The concept of Universal Basic Income has gained traction and support from some Silicon Valley leaders, including Elon Musk, Richard Branson and Mark Zuckerberg. It is seen as a way to possibly reduce poverty and safeguard against the job disruption that comes from automation.

“We should explore ideas like universal basic income to make sure that everyone has a cushion to try new ideas,” Zuckerberg said at a Harvard commencement address in May 2017.

The Stockton project has its roots in Silicon Valley, too. Its financial backers include Facebook cofounder Chris Hughes’ organization, the Economic Security Project — a fund to support research and cultural engagement around Universal Basic Income. It contributed $1 million to the Stockton initiative.

In an interview with CNNMoney earlier this year, Hughes said being part of the country’s top 1% helped him realize the great inequities in the economy.

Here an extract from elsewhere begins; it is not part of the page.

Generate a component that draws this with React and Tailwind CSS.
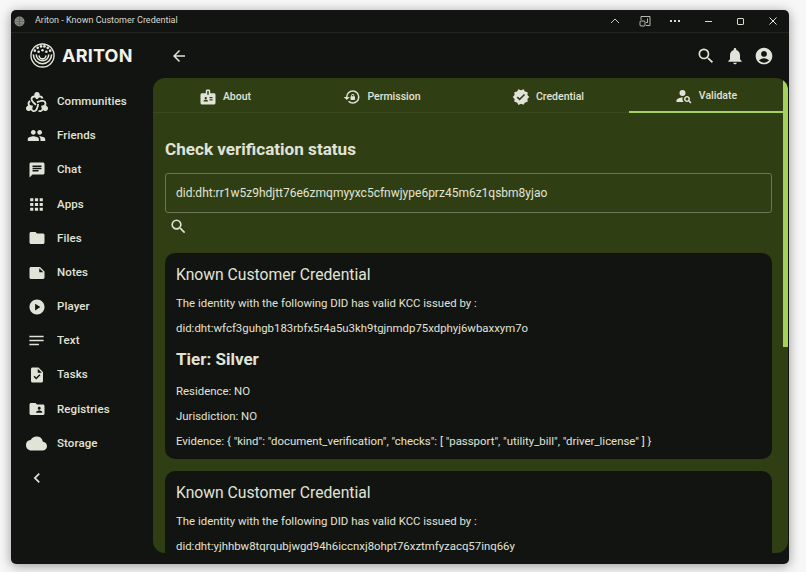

“It is such a fundamental idea behind America that if you work hard, you can get ahead — and you certainly don’t live in poverty. But that isn’t true today, and it hasn’t been true in the country for decades,” Hughes said. “I believe that unless we make significant changes today, the income inequality in our country will continue to grow and call into question the very nature of our social contract.”

With a population of more than 300,000, with one in four people living in poverty, Stockton was considered a great testing ground for Universal Basic Income.

The project, expected to launch in 2019, hopes to use data to address the policy questions about UBI. For example, does a guarantee of a basic income affect school attendance and health, or cause people to quit their jobs or start new businesses?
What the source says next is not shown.